▶ **Given records**
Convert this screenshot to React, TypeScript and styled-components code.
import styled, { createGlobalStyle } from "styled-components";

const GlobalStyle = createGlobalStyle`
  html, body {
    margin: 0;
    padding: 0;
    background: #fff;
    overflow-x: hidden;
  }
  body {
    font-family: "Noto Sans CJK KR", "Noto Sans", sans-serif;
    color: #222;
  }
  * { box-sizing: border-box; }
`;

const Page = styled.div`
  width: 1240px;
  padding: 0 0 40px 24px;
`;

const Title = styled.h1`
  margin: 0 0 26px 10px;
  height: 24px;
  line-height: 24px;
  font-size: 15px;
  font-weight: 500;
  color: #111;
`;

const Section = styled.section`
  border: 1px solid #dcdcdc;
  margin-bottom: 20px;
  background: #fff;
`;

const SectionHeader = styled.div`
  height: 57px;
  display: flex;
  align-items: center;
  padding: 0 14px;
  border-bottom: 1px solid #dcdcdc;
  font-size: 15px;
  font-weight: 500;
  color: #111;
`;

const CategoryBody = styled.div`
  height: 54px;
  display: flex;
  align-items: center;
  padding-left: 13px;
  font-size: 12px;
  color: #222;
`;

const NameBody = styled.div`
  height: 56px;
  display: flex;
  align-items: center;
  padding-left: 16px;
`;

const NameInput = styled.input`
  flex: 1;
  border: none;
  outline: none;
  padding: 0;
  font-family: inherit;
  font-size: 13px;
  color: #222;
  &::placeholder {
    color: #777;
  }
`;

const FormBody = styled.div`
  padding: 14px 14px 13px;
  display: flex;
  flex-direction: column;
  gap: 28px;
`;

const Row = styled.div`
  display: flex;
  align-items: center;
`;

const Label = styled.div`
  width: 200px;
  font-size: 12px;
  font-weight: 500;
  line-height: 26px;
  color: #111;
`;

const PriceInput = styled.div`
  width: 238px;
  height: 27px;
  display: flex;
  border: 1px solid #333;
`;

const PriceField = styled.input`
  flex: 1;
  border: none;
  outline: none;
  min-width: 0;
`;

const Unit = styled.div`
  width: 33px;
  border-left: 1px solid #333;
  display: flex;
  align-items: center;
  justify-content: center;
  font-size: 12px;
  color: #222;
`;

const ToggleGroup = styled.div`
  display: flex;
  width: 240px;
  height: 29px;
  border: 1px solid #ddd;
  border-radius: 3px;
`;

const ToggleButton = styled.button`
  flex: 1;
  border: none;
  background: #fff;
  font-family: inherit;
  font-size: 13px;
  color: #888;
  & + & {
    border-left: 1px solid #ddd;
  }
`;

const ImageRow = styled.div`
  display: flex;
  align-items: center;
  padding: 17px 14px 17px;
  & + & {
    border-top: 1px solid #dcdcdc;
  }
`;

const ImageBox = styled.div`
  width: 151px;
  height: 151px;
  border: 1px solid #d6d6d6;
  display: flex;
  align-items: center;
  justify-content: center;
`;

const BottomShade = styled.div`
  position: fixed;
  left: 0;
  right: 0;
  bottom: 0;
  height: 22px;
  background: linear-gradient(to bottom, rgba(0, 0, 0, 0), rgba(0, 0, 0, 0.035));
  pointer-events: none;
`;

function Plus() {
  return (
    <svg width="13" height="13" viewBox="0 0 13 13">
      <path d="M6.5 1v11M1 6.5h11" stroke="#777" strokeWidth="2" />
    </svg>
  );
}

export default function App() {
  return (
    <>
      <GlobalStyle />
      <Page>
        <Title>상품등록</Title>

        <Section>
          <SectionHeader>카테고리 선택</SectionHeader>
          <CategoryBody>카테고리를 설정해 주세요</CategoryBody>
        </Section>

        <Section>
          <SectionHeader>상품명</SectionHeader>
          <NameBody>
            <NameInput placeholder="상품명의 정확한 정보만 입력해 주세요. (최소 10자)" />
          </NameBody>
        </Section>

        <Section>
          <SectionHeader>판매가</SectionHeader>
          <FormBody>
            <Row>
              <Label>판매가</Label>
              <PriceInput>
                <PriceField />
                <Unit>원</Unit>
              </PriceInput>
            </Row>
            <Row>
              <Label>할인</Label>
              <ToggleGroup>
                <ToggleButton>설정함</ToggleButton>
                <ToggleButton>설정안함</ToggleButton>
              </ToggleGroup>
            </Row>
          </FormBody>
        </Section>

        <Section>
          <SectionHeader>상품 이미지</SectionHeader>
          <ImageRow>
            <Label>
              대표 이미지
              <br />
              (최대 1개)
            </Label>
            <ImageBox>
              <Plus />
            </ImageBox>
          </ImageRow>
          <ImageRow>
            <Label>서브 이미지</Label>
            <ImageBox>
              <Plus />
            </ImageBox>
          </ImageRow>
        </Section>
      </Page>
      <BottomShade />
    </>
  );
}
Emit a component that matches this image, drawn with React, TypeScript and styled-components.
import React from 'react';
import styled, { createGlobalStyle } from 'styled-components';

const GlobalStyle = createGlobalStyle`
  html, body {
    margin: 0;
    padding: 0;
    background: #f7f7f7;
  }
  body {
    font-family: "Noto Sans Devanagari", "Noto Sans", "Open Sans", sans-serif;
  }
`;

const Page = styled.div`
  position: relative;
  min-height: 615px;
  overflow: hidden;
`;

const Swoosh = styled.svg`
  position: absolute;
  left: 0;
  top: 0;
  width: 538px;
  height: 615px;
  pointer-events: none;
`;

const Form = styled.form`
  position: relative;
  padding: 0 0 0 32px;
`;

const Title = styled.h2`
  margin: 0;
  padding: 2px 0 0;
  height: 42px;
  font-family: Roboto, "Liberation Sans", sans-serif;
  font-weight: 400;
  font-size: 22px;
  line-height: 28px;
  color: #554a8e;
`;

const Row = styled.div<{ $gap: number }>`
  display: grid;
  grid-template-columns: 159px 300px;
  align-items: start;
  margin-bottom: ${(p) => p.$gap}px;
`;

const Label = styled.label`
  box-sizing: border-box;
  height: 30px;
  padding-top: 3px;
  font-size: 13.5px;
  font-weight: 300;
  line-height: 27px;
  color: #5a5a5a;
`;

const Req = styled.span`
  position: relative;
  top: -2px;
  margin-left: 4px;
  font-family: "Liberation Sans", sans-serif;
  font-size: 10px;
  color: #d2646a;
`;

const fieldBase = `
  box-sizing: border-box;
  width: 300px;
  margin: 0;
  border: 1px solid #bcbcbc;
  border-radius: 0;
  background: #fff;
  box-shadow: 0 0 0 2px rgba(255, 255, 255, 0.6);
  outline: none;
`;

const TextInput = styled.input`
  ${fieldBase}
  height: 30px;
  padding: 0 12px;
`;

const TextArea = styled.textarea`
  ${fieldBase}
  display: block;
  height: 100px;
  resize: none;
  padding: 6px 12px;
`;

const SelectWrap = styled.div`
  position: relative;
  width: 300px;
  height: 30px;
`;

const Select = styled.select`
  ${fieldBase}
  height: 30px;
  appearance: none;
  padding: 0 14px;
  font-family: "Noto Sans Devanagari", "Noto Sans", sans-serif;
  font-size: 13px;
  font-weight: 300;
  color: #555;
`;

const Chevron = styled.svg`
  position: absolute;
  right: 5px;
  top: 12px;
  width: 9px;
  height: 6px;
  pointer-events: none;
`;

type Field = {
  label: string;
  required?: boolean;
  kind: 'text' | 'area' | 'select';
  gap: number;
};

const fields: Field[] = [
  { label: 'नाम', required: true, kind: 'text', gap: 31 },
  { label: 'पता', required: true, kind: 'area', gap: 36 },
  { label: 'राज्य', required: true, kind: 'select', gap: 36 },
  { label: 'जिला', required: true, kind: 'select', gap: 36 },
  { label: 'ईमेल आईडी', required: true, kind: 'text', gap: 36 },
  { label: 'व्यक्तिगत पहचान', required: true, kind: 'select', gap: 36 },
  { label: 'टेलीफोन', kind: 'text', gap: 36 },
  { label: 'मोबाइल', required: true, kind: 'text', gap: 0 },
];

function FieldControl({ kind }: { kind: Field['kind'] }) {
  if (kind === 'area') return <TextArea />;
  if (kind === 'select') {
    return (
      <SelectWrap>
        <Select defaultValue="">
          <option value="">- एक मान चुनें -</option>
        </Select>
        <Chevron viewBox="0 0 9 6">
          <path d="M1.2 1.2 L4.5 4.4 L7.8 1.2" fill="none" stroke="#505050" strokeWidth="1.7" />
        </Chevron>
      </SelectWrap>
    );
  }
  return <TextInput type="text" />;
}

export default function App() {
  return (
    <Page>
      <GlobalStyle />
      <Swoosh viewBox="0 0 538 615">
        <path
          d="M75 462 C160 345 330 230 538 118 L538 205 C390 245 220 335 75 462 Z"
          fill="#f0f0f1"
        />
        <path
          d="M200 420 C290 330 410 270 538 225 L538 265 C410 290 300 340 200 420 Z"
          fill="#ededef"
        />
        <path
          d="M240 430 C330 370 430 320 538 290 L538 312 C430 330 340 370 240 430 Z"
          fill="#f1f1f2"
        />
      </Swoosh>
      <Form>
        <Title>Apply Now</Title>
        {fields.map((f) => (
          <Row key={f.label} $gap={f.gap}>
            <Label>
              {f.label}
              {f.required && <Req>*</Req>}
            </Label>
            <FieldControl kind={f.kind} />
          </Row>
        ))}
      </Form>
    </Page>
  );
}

▶ **Aim**
Search the records above for "components". Copy each line where it is found.

▶ **Task answer**
Convert this screenshot to React, TypeScript and styled-components code.
import styled, { createGlobalStyle } from "styled-components";
Emit a component that matches this image, drawn with React, TypeScript and styled-components.
import styled, { createGlobalStyle } from 'styled-components';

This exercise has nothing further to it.